Spinney is a puppeteer — a guy who uses his hands to manipulate fuzzy, inanimate objects. Unlike most of Sesame Street‘s other characters, Big Bird is a heck of a lot more human than he is puppet, with Spinney donning the eight-foot yellow suit every time Big Bird comes to life. Spinney’s right arm reaches up into Big Bird’s mouth, opening and closing it as he talks. The crew pays incredible attention to detail, a strong theme throughout the documentary, showing behind-the-scenes footage that most people would never guess came from a puppet production. It really is a lot of work.
That’s the thing about I am Big Bird: You don’t think that you care about how a kid’s puppet show is filmed, or what societal implications various characters may have, or what the future of TV will be like. And then, suddenly, you do. You’re in your head saying, “Don’t talk to Big Bird like that!” Big Bird was the Mickey Mouse of his generation. The Dora the Explorer of today. He was maybe even more than that.
Spinney is now 78-years-old, although you wouldn’t know it from looking at him. Still spry and donning the big yellow suit, his eyes glisten when talking about Big Bird. Big Bird and Spinney are not two separate beings — together they’re just one big kid.
Spinney’s jubilant spirit is almost grating; you kind of want him to grow out of his childlike state of wonder — but perhaps that’s just envy. It’s clear in the interviews with his kids that he was a fun dad, but maybe not the most paternal of figures. Spinney has three grown children from his first marriage. In their interviews they smile sweetly and almost sadly at memories of their dad. He got to travel the world with his second wife (Debra, whom he calls his soulmate) entertaining everybody else’s kids. You get the sense they didn’t get the same kind of attention at home.
Debra and Caroll’s love is only slightly less annoying than Big Bird’s forever optimism. It’s sweet, of course, with old videos of the two recounting just how strong their love has stayed for over 30 years. And it’s clear that Debra is a grounding force for Caroll, keeping him in this world before he falls too deeply into character. The two are inseparable, rendering Big Bird even more human (look, Big Bird has a girlfriend).

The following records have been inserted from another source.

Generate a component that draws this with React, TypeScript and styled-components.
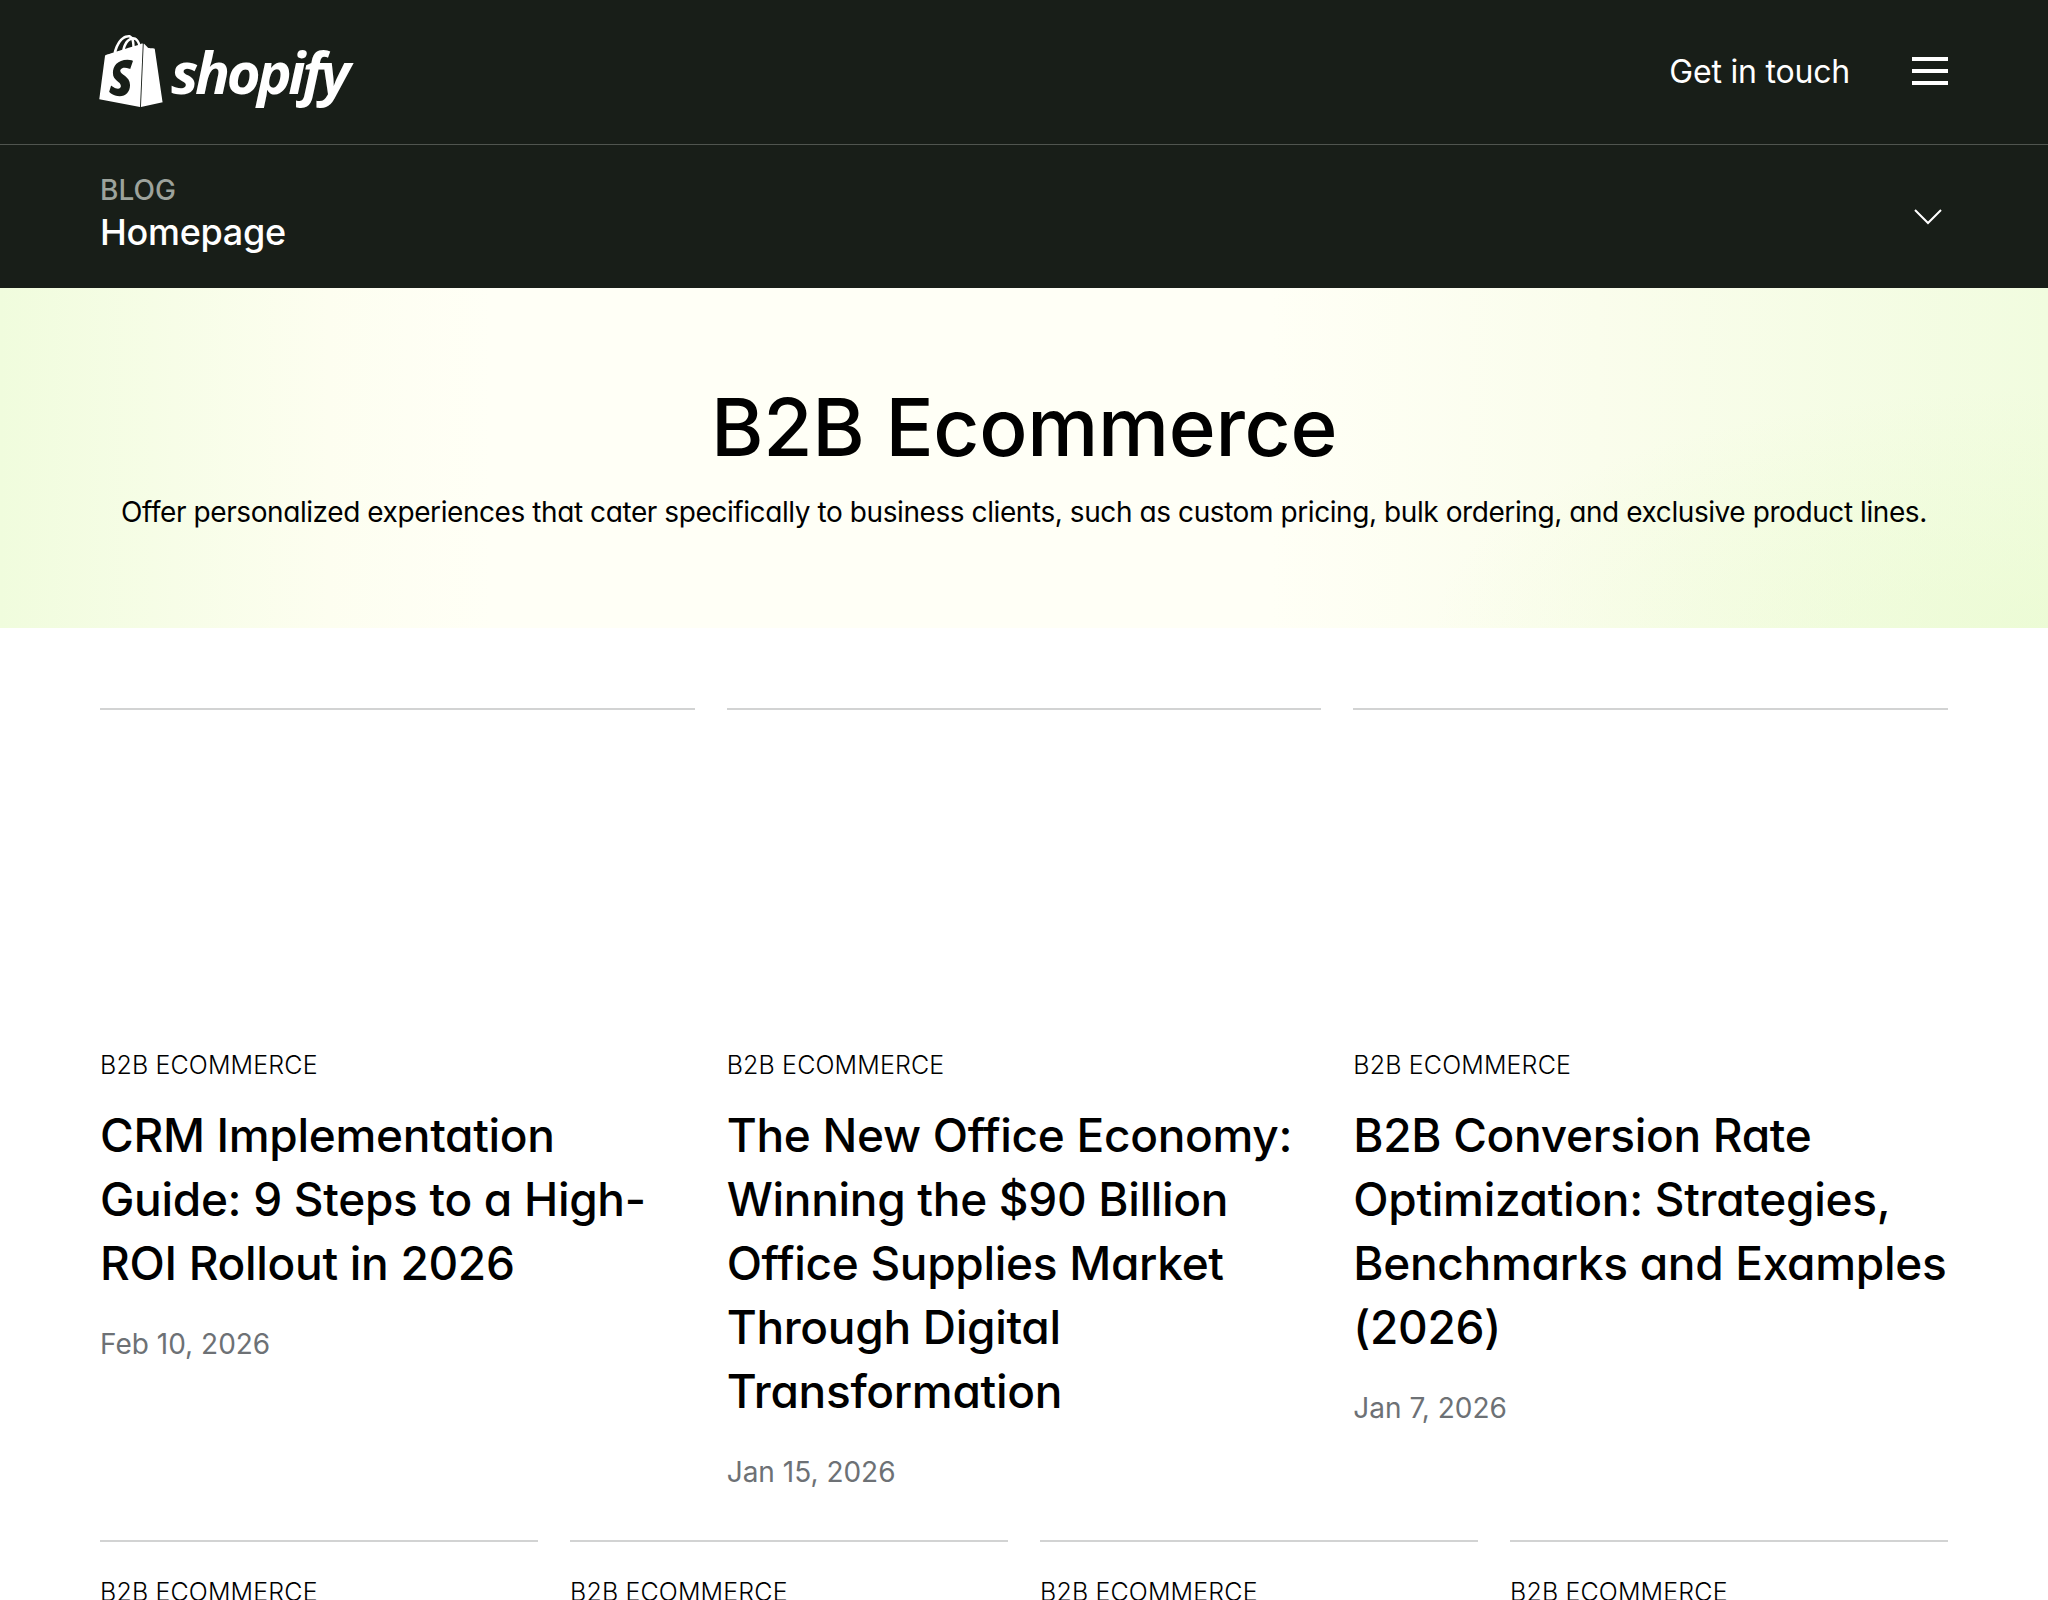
import React from 'react';
import styled, { createGlobalStyle } from 'styled-components';
import { SiShopify } from 'react-icons/si';

const Global = createGlobalStyle`
  html, body { margin: 0; padding: 0; background: #fff; overflow: hidden; }
  #root { height: 1600px; overflow: hidden; }
  * { box-sizing: border-box; }
`;

const Page = styled.div`
  font-family: Inter, "Liberation Sans", sans-serif;
  color: #000;
`;

const TopBar = styled.header`
  height: 145px;
  padding: 0 76px 0 100px;
  background: #181e18;
  border-bottom: 1px solid #50554f;
  display: flex;
  align-items: center;
  justify-content: space-between;
  color: #fff;
`;

const Logo = styled.a`
  display: flex;
  align-items: center;
  gap: 4px;
  color: #fff;
  margin-left: -5px;
  margin-top: -3px;
`;

const Wordmark = styled.span`
  font-family: "Open Sans", sans-serif;
  font-style: italic;
  font-weight: 700;
  font-size: 58px;
  line-height: 60px;
  letter-spacing: -3.4px;
  margin-top: 2px;
`;

const TopActions = styled.div`
  display: flex;
  align-items: center;
  gap: 62px;
  padding-right: 24px;
`;

const Contact = styled.a`
  font-size: 32px;
  font-weight: 400;
  line-height: 40px;
  letter-spacing: -0.2px;
  color: #fff;
`;

const Burger = styled.div`
  width: 36px;
  display: flex;
  flex-direction: column;
  gap: 8px;
  margin-top: -3px;
  span { display: block; height: 4px; background: #fff; }
`;

const SubBar = styled.nav`
  height: 143px;
  padding: 0 106px 0 100px;
  background: #181e18;
  display: flex;
  align-items: center;
  justify-content: space-between;
`;

const Crumbs = styled.div`
  display: flex;
  flex-direction: column;
  padding-bottom: 8px;
`;

const Blog = styled.span`
  font-size: 28px;
  line-height: 39px;
  font-weight: 500;
  color: #9da39c;
`;

const Current = styled.span`
  font-size: 36px;
  line-height: 44px;
  font-weight: 500;
  letter-spacing: -0.3px;
  color: #fff;
`;

const Hero = styled.section`
  height: 340px;
  background:
    radial-gradient(ellipse 30% 70% at 100% 100%, rgba(233, 251, 207, 0.6) 0%, rgba(233, 251, 207, 0) 100%),
    linear-gradient(90deg, #f0fcdd 0%, #fdfef0 16%, #fffff6 24%, #fffff6 62%, #fafdec 78%, #f1fcdf 100%);
  display: flex;
  flex-direction: column;
  align-items: center;
  padding-top: 95px;
`;

const HeroTitle = styled.h1`
  margin: 0;
  font-size: 80px;
  line-height: 88px;
  font-weight: 500;
  letter-spacing: -0.3px;
  font-feature-settings: "cv11";
`;

const HeroText = styled.p`
  margin: 21px 0 0;
  font-size: 28px;
  line-height: 40px;
  letter-spacing: -0.42px;
  font-feature-settings: "cv11";
`;

const Main = styled.main`
  padding: 80px 100px 0;
`;

const Grid = styled.div<{ $cols: number }>`
  display: grid;
  grid-template-columns: repeat(${p => p.$cols}, 1fr);
  column-gap: 32px;
`;

const Card = styled.article`
  border-top: 2px solid #d2d3d3;
`;

const Cover = styled.div`
  height: 339px;
`;

const Eyebrow = styled.div`
  font-size: 25px;
  line-height: 32px;
  font-weight: 300;
  letter-spacing: 0.15px;
`;

const CardTitle = styled.h2`
  margin: 22px 0 0;
  font-size: 46px;
  line-height: 64px;
  font-weight: 450;
  letter-spacing: -0.3px;
  font-feature-settings: "cv11";
`;

const DateLine = styled.div`
  margin-top: 31px;
  font-size: 28px;
  line-height: 36px;
  color: #6d7175;
  padding-bottom: 50px;
`;

const SmallCard = styled(Card)`
  padding-top: 34px;
`;

const posts = [
  { title: 'CRM Implementation Guide: 9 Steps to a High-ROI Rollout in 2026', date: 'Feb 10, 2026' },
  { title: 'The New Office Economy: Winning the $90 Billion Office Supplies Market Through Digital Transformation', date: 'Jan 15, 2026' },
  { title: 'B2B Conversion Rate Optimization: Strategies, Benchmarks and Examples (2026)', date: 'Jan 7, 2026' },
];

export default function App() {
  return (
    <Page>
      <Global />
      <TopBar>
        <Logo>
          <SiShopify size={72} />
          <Wordmark>shopify</Wordmark>
        </Logo>
        <TopActions>
          <Contact>Get in touch</Contact>
          <Burger><span /><span /><span /></Burger>
        </TopActions>
      </TopBar>
      <SubBar>
        <Crumbs>
          <Blog>BLOG</Blog>
          <Current>Homepage</Current>
        </Crumbs>
        <svg width="28" height="16" viewBox="0 0 28 16" fill="none" stroke="#fff" strokeWidth="2">
          <path d="M1 1l13 13L27 1" />
        </svg>
      </SubBar>
      <Hero>
        <HeroTitle>B2B Ecommerce</HeroTitle>
        <HeroText>Offer personalized experiences that cater specifically to business clients, such as custom pricing, bulk ordering, and exclusive product lines.</HeroText>
      </Hero>
      <Main>
        <Grid $cols={3}>
          {posts.map(p => (
            <Card key={p.title}>
              <Cover />
              <Eyebrow>B2B ECOMMERCE</Eyebrow>
              <CardTitle>{p.title}</CardTitle>
              <DateLine>{p.date}</DateLine>
            </Card>
          ))}
        </Grid>
        <Grid $cols={4}>
          {[0, 1, 2, 3].map(i => (
            <SmallCard key={i}><Eyebrow>B2B ECOMMERCE</Eyebrow></SmallCard>
          ))}
        </Grid>
      </Main>
    </Page>
  );
}
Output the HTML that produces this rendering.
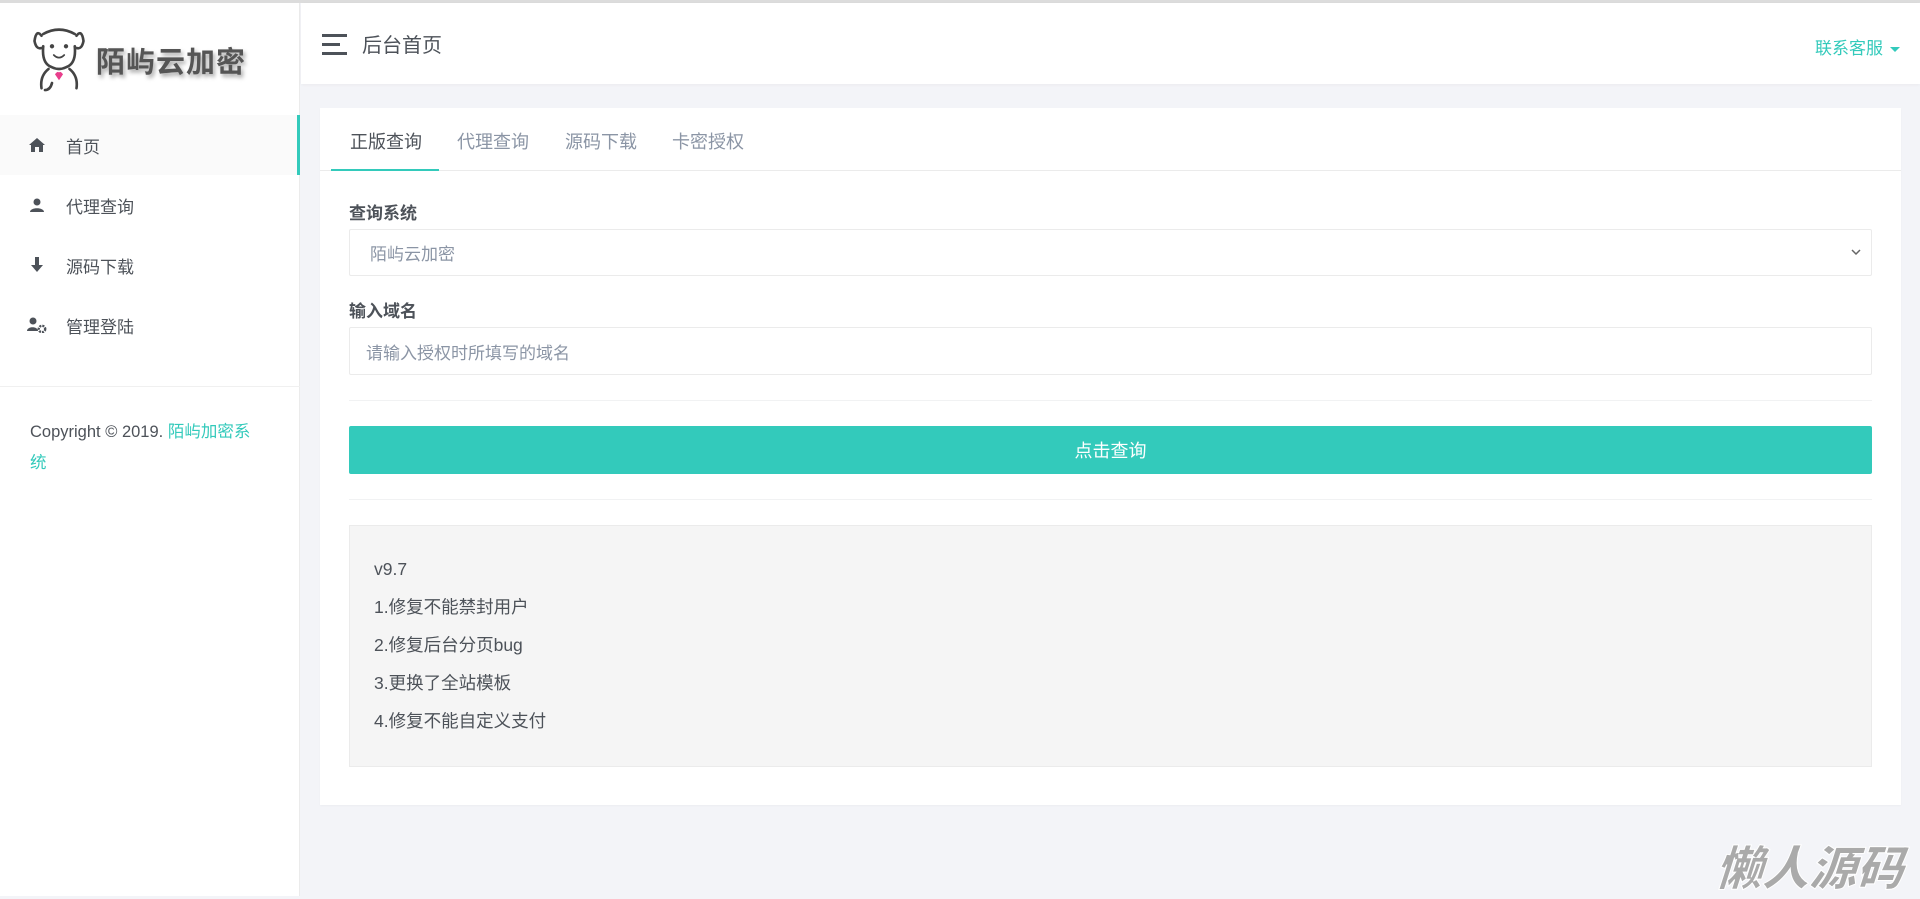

I am Big Bird is a sweet film that would run too long if it weren’t for the fascinating tidbits about Big Bird’s fame, especially his most recent foray into pop culture. During one of Mitt Romney’s 2012 campaign speeches, he speaks disparagingly of government funding for public broadcasting while buffering the blow with, “I like PBS. I love Big Bird.” Sparking an international debate of sorts, Big Bird reemerged as a cultural icon, appearing on SNL’s Weekend Update to speak about Romney’s comment. In the segment Big Bird walks onto the screen and the audience cheers. When he begins to speak — in that unmistakable Big Bird voice — they go absolutely wild. They can tell it’s the real man behind the mask and the reaction is telling: Big Bird is timeless.